### AIM OF THE TASK
Using the entries shown below, output the line containing "Generate a component", the line containing "string[]; font: string;", and every line between them, exactly. Pictures are omitted.

### INPUT DATA
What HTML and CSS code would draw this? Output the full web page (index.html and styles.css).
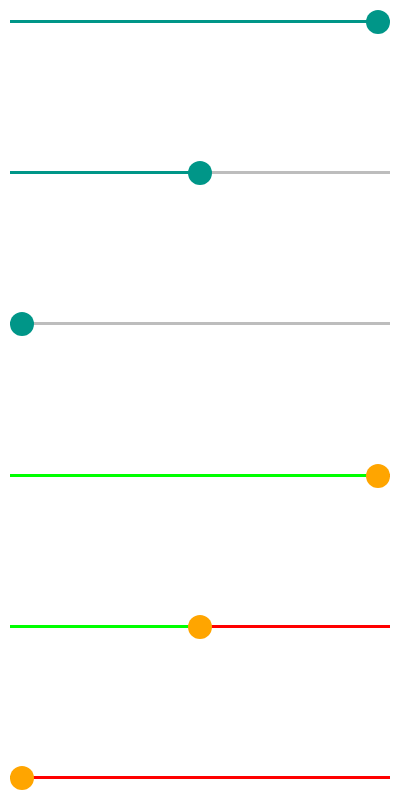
FILE: index.html
```html
<!DOCTYPE html>
<html>
<head>
  <title>Sliders</title>
  <link rel="stylesheet" href="styles.css">
</head>
<body>
  <div class="slider-list">
    <div class="slider teal" style="--v: 1"><div class="fill"></div><div class="rest"></div><div class="thumb"></div></div>
    <div class="slider teal" style="--v: 0.5"><div class="fill"></div><div class="rest"></div><div class="thumb"></div></div>
    <div class="slider teal" style="--v: 0"><div class="fill"></div><div class="rest"></div><div class="thumb"></div></div>
    <div class="slider custom" style="--v: 1"><div class="fill"></div><div class="rest"></div><div class="thumb"></div></div>
    <div class="slider custom" style="--v: 0.5"><div class="fill"></div><div class="rest"></div><div class="thumb"></div></div>
    <div class="slider custom" style="--v: 0"><div class="fill"></div><div class="rest"></div><div class="thumb"></div></div>
  </div>
</body>
</html>
```

FILE: styles.css
```css
body {
  margin: 0;
  background-color: #ffffff;
  font-family: Roboto, sans-serif;
}

.slider-list {
  display: flex;
  flex-direction: column;
  gap: 127.2px;
  padding: 10px 10px 0;
}

.slider {
  position: relative;
  display: flex;
  align-items: flex-start;
  height: 24px;
}

.fill {
  margin-top: 10px;
  height: 3px;
  width: calc(12px + var(--v) * (100% - 24px));
}

.rest {
  margin-top: 10px;
  flex: 1;
  height: 3px;
}

.thumb {
  position: absolute;
  top: 0;
  left: calc(var(--v) * (100% - 24px));
  width: 24px;
  height: 24px;
  border-radius: 50%;
}

.teal .fill, .teal .thumb {
  background-color: #009688;
}

.teal .rest {
  background-color: #bdbdbd;
}

.custom .fill {
  background-color: #00ff00;
}

.custom .rest {
  background-color: #ff0000;
}

.custom .thumb {
  background-color: #ffa500;
}
```
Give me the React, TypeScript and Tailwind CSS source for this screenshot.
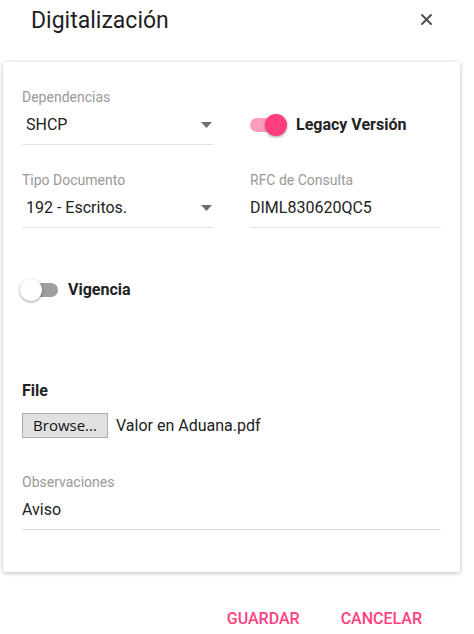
import * as React from "react"

const roboto = { fontFamily: "Roboto, 'Noto Sans', sans-serif" }

function Toggle({ on }: { on: boolean }) {
  return (
    <div
      className={
        "relative h-[14px] w-[36px] shrink-0 rounded-full " +
        (on ? "bg-[#ff9dbf]" : "bg-[#9e9e9e]")
      }
    >
      <div
        className={
          "absolute top-[-4px] h-[22px] w-[22px] rounded-full shadow-[0_1px_3px_rgba(0,0,0,0.4)] " +
          (on ? "left-[15px] bg-[#ff3d7f]" : "left-[-2px] bg-white")
        }
      />
    </div>
  )
}

function Caret() {
  return (
    <svg width="11" height="6" viewBox="0 0 11 6" className="mr-[1px] shrink-0">
      <path d="M0 0 L11 0 L5.5 6 Z" fill="#6f6f6f" />
    </svg>
  )
}

function Field({
  label,
  value,
  select,
  valuePad = "pl-[4px]",
}: {
  label: string
  value: string
  select?: boolean
  valuePad?: string
}) {
  return (
    <div className="flex flex-col border-b border-[#e0e0e0] pb-[7px]">
      <div className="h-5 text-[14px] leading-5 text-[#999]">{label}</div>
      <div className={"mt-[6px] flex h-6 items-center justify-between text-[16px] leading-6 text-[#222] " + valuePad}>
        <span>{value}</span>
        {select && <Caret />}
      </div>
    </div>
  )
}

export default function App() {
  return (
    <div className="h-[634px] w-[474px] bg-white" style={roboto}>
      {/* header */}
      <div className="flex h-[62px] items-start justify-between">
        <h1 className="ml-[31px] mt-[6px] text-[23px] leading-[30px] text-[#1f1f1f]">Digitalización</h1>
        <button className="mr-[42px] mt-[14px] p-0">
          <svg width="11" height="11" viewBox="0 0 11 11">
            <path d="M1 1 L10 10 M10 1 L1 10" stroke="#4a4a4a" strokeWidth="1.8" strokeLinecap="round" />
          </svg>
        </button>
      </div>

      {/* card */}
      <div className="ml-[3px] w-[457px] rounded-[2px] bg-white px-[19px] pt-[25px] pb-[42px] shadow-[0_1px_4px_rgba(0,0,0,0.28)]">
        <div className="grid grid-cols-2 gap-x-[37px] gap-y-[25px]">
          <Field label="Dependencias" value="SHCP" select />
          <div className="flex flex-col">
            <div className="h-5" />
            <div className="mt-[6px] flex h-6 items-center">
              <Toggle on />
              <span className="ml-[10px] text-[16px] font-bold text-[#222]">Legacy Versión</span>
            </div>
          </div>
          <Field label="Tipo Documento" value="192 - Escritos." select />
          <Field label="RFC de Consulta" value="DIML830620QC5" valuePad="pl-0" />
        </div>

        <div className="mt-[50px] flex h-6 items-center">
          <Toggle on={false} />
          <span className="ml-[10px] text-[16px] font-bold text-[#222]">Vigencia</span>
        </div>

        <div className="mt-[77px] text-[16px] font-bold leading-6 text-[#222]">File</div>
        <div className="mt-[10px] flex items-center">
          <button
            className="h-[25px] w-[86px] border border-[#adadad] bg-[#e1e1e1] text-[15px] leading-[23px] text-[#111]"
            style={{ fontFamily: "'Open Sans', sans-serif" }}
          >
            Browse...
          </button>
          <span className="ml-[8px] text-[16px] text-[#222]">Valor en Aduana.pdf</span>
        </div>

        <div className="mt-[34px] border-b border-[#e0e0e0] pb-[7px]">
          <div className="h-5 text-[14px] leading-5 text-[#999]">Observaciones</div>
          <div className="mt-[6px] h-6 text-[16px] leading-6 text-[#222]">Aviso</div>
        </div>
      </div>

      {/* actions */}
      <div className="mt-[35px] flex justify-end gap-[41px] pr-[52px]">
        <button className="text-[16px] font-medium leading-6 text-[#ff4081]">GUARDAR</button>
        <button className="text-[16px] font-medium leading-6 text-[#ff4081]">CANCELAR</button>
      </div>
    </div>
  )
}
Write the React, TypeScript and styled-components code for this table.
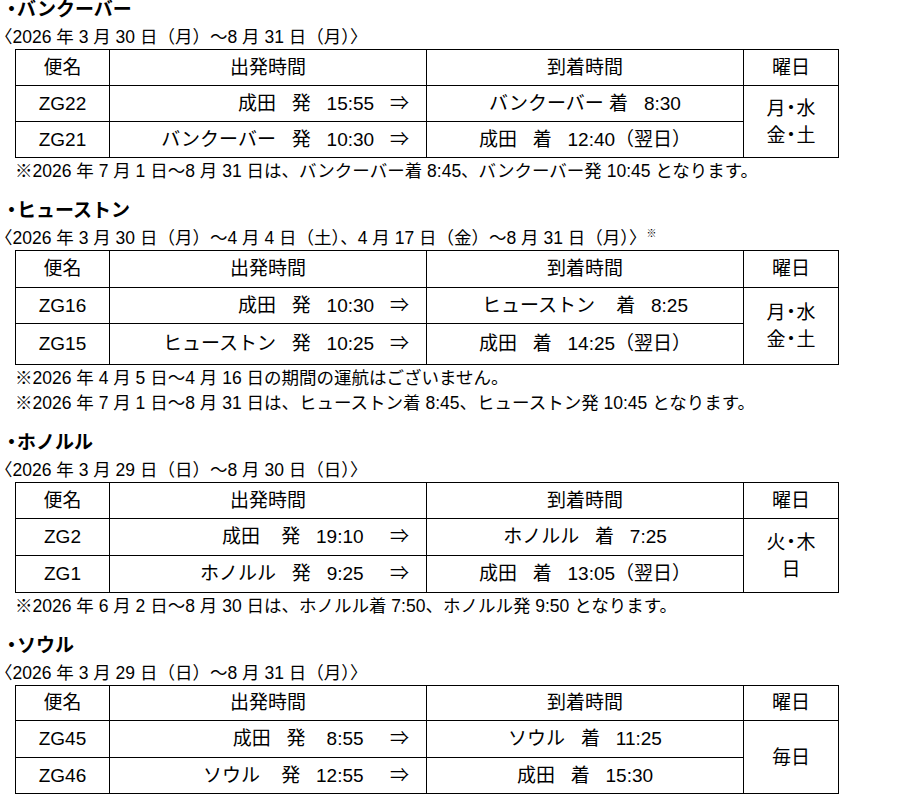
import React from 'react'
import styled, { createGlobalStyle } from 'styled-components'

type Flight = { no: string; dep: string; arr: string }

type Route = {
  title: string
  period: string
  mark?: boolean
  rows: number[]
  flights: Flight[]
  days: string[]
  notes: string[]
}

const routes: Route[] = [
  {
    title: '・バンクーバー',
    period: '〈2026 年 3 月 30 日（月）〜8 月 31 日（月）〉',
    rows: [36, 36, 36],
    flights: [
      { no: 'ZG22', dep: '成田   発   15:55   ⇒', arr: 'バンクーバー 着   8:30' },
      { no: 'ZG21', dep: 'バンクーバー   発   10:30   ⇒', arr: '成田   着   12:40（翌日）' },
    ],
    days: ['月・水', '金・土'],
    notes: ['※2026 年 7 月 1 日〜8 月 31 日は、バンクーバー着 8:45、バンクーバー発 10:45 となります。'],
  },
  {
    title: '・ヒューストン',
    period: '〈2026 年 3 月 30 日（月）〜4 月 4 日（土）、4 月 17 日（金）〜8 月 31 日（月）〉',
    mark: true,
    rows: [37, 36, 41],
    flights: [
      { no: 'ZG16', dep: '成田   発   10:30   ⇒', arr: 'ヒューストン    着   8:25' },
      { no: 'ZG15', dep: 'ヒューストン   発   10:25   ⇒', arr: '成田   着   14:25（翌日）' },
    ],
    days: ['月・水', '金・土'],
    notes: [
      '※2026 年 4 月 5 日〜4 月 16 日の期間の運航はございません。',
      '※2026 年 7 月 1 日〜8 月 31 日は、ヒューストン着 8:45、ヒューストン発 10:45 となります。',
    ],
  },
  {
    title: '・ホノルル',
    period: '〈2026 年 3 月 29 日（日）〜8 月 30 日（日）〉',
    rows: [36, 37, 37],
    flights: [
      { no: 'ZG2', dep: '成田    発   19:10     ⇒', arr: 'ホノルル   着   7:25' },
      { no: 'ZG1', dep: 'ホノルル   発   9:25     ⇒', arr: '成田   着   13:05（翌日）' },
    ],
    days: ['火・木', '日'],
    notes: ['※2026 年 6 月 2 日〜8 月 30 日は、ホノルル着 7:50、ホノルル発 9:50 となります。'],
  },
  {
    title: '・ソウル',
    period: '〈2026 年 3 月 29 日（日）〜8 月 31 日（月）〉',
    rows: [35, 37, 36],
    flights: [
      { no: 'ZG45', dep: '成田   発    8:55     ⇒', arr: 'ソウル   着   11:25' },
      { no: 'ZG46', dep: 'ソウル    発   12:55     ⇒', arr: '成田   着   15:30' },
    ],
    days: ['毎日'],
    notes: [],
  },
]

// the middle dot is drawn narrow in the source document
const withDots = (text: string) =>
  text.split('・').map((part, i) => (
    <React.Fragment key={i}>
      {i > 0 && <Dot>・</Dot>}
      {part}
    </React.Fragment>
  ))

const App: React.FC = () => (
  <>
    <GlobalStyle />
    <Page>
      {routes.map((r) => (
        <Section key={r.title}>
          <Title>{withDots(r.title)}</Title>
          <Period>
            {r.period}
            {r.mark && <Mark>※</Mark>}
          </Period>
          <Table>
            <colgroup>
              <col style={{ width: 94 }} />
              <col style={{ width: 317 }} />
              <col style={{ width: 317 }} />
              <col style={{ width: 95 }} />
            </colgroup>
            <tbody>
              <Row $h={r.rows[0]}>
                <Cell>便名</Cell>
                <Cell>出発時間</Cell>
                <Cell>到着時間</Cell>
                <Cell>曜日</Cell>
              </Row>
              {r.flights.map((f, i) => (
                <Row key={f.no} $h={r.rows[i + 1]}>
                  <Cell>{f.no}</Cell>
                  <DepCell>{f.dep}</DepCell>
                  <Cell>{f.arr}</Cell>
                  {i === 0 && (
                    <DaysCell rowSpan={2}>
                      {r.days.map((d) => (
                        <div key={d}>{withDots(d)}</div>
                      ))}
                    </DaysCell>
                  )}
                </Row>
              ))}
            </tbody>
          </Table>
          {r.notes.length > 0 && (
            <Notes>
              {r.notes.map((n) => (
                <div key={n}>{n}</div>
              ))}
            </Notes>
          )}
        </Section>
      ))}
    </Page>
  </>
)

const GlobalStyle = createGlobalStyle`
  body {
    margin: 0;
    background: #fff;
    color: #000;
    font-family: "Liberation Sans", "Noto Sans CJK JP", sans-serif;
  }
`

const Page = styled.div`
  width: 913px;
  padding-left: 15px;
  box-sizing: border-box;
`

const Section = styled.section`
  display: flex;
  flex-direction: column;
  align-items: flex-start;
  & + & {
    margin-top: 17px;
  }
`

const Title = styled.div`
  margin-left: -9px;
  font-size: 19px;
  font-weight: bold;
  line-height: 20px;
`

const Dot = styled.span`
  margin: 0 -4px;
`

const Period = styled.div`
  margin: 5px 0 0 -20px;
  font-size: 17.5px;
  line-height: 24px;
  white-space: nowrap;
`

const Mark = styled.sup`
  font-size: 10px;
  vertical-align: 7px;
  line-height: 0;
`

const Table = styled.table`
  border-collapse: collapse;
  table-layout: fixed;
  width: 824px;
  font-size: 19px;
`

const Row = styled.tr<{ $h: number }>`
  height: ${(p) => p.$h}px;
`

const Cell = styled.td`
  border: 1px solid #000;
  padding: 0;
  text-align: center;
  vertical-align: middle;
  white-space: pre;
  line-height: 22px;
`

const DepCell = styled(Cell)`
  text-align: right;
  padding-right: 17px;
`

const DaysCell = styled(Cell)`
  line-height: 27px;
`

const Notes = styled.div`
  padding-top: 1px;
  font-size: 17.5px;
  line-height: 25px;
  white-space: nowrap;
`

export default App
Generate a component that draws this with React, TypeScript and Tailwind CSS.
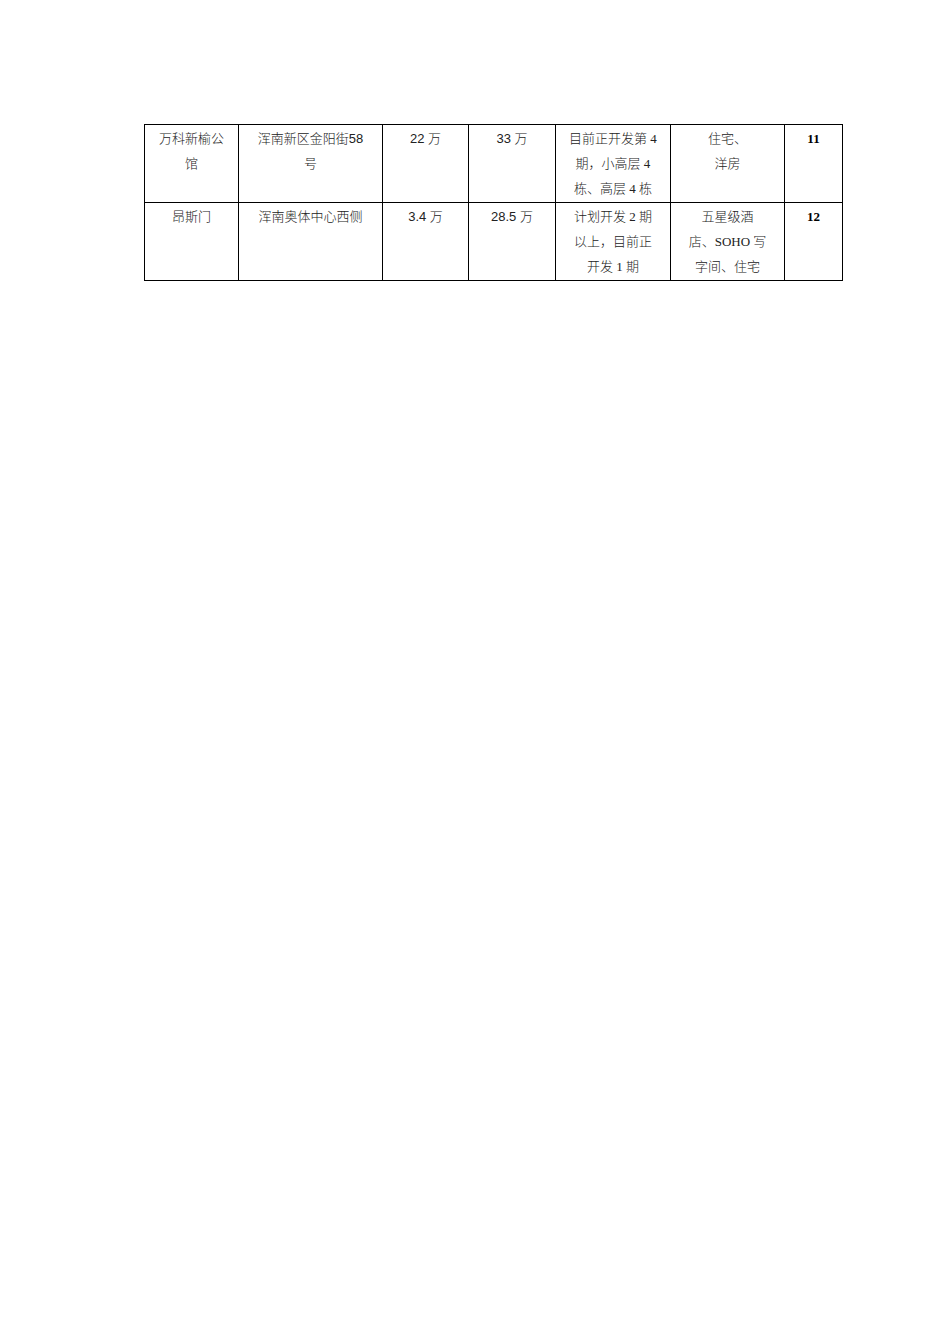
const sans = "font-['Liberation_Sans','Noto_Sans_CJK_SC',sans-serif]";
const serif = "font-['Liberation_Serif','Noto_Sans_CJK_SC',serif]";

type Cell = { lines: string[]; font: string; bold?: boolean; w: string };

const rows: Cell[][] = [
  [
    { lines: ["万科新榆公", "馆"], font: serif, w: "w-[94px]" },
    { lines: ["浑南新区金阳街58", "号"], font: sans, w: "w-[144px]" },
    { lines: ["22 万"], font: sans, w: "w-[86px]" },
    { lines: ["33 万"], font: sans, w: "w-[87px]" },
    { lines: ["目前正开发第 4", "期，小高层 4", "栋、高层 4 栋"], font: serif, w: "w-[115px]" },
    { lines: ["住宅、", "洋房"], font: serif, w: "w-[114px]" },
    { lines: ["11"], font: serif, bold: true, w: "w-[58px]" },
  ],
  [
    { lines: ["昂斯门"], font: serif, w: "w-[94px]" },
    { lines: ["浑南奥体中心西侧"], font: sans, w: "w-[144px]" },
    { lines: ["3.4 万"], font: sans, w: "w-[86px]" },
    { lines: ["28.5 万"], font: sans, w: "w-[87px]" },
    { lines: ["计划开发 2 期", "以上，目前正", "开发 1 期"], font: serif, w: "w-[115px]" },
    { lines: ["五星级酒", "店、SOHO 写", "字间、住宅"], font: serif, w: "w-[114px]" },
    { lines: ["12"], font: serif, bold: true, w: "w-[58px]" },
  ],
];

export default function App() {
  return (
    <div className="min-h-[1344px] w-[950px] bg-white pt-[124px] pl-[144px]">
      <table className="border-collapse table-fixed text-[13px] text-[#222]">
        <tbody>
          {rows.map((row, i) => (
            <tr key={i} className="h-[78px]">
              {row.map((c, j) => (
                <td
                  key={j}
                  className={`${c.w} ${c.font} ${c.bold ? "font-bold text-black" : "font-light"} border border-black align-top text-center leading-[25px] pt-px px-1`}
                >
                  {c.lines.map((l, k) => (
                    <div key={k}>{l}</div>
                  ))}
                </td>
              ))}
            </tr>
          ))}
        </tbody>
      </table>
    </div>
  );
}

### REPLY
Generate a component that draws this with React, TypeScript and Tailwind CSS.
const sans = "font-['Liberation_Sans','Noto_Sans_CJK_SC',sans-serif]";
const serif = "font-['Liberation_Serif','Noto_Sans_CJK_SC',serif]";

type Cell = { lines: string[]; font: string; bold?: boolean; w: string };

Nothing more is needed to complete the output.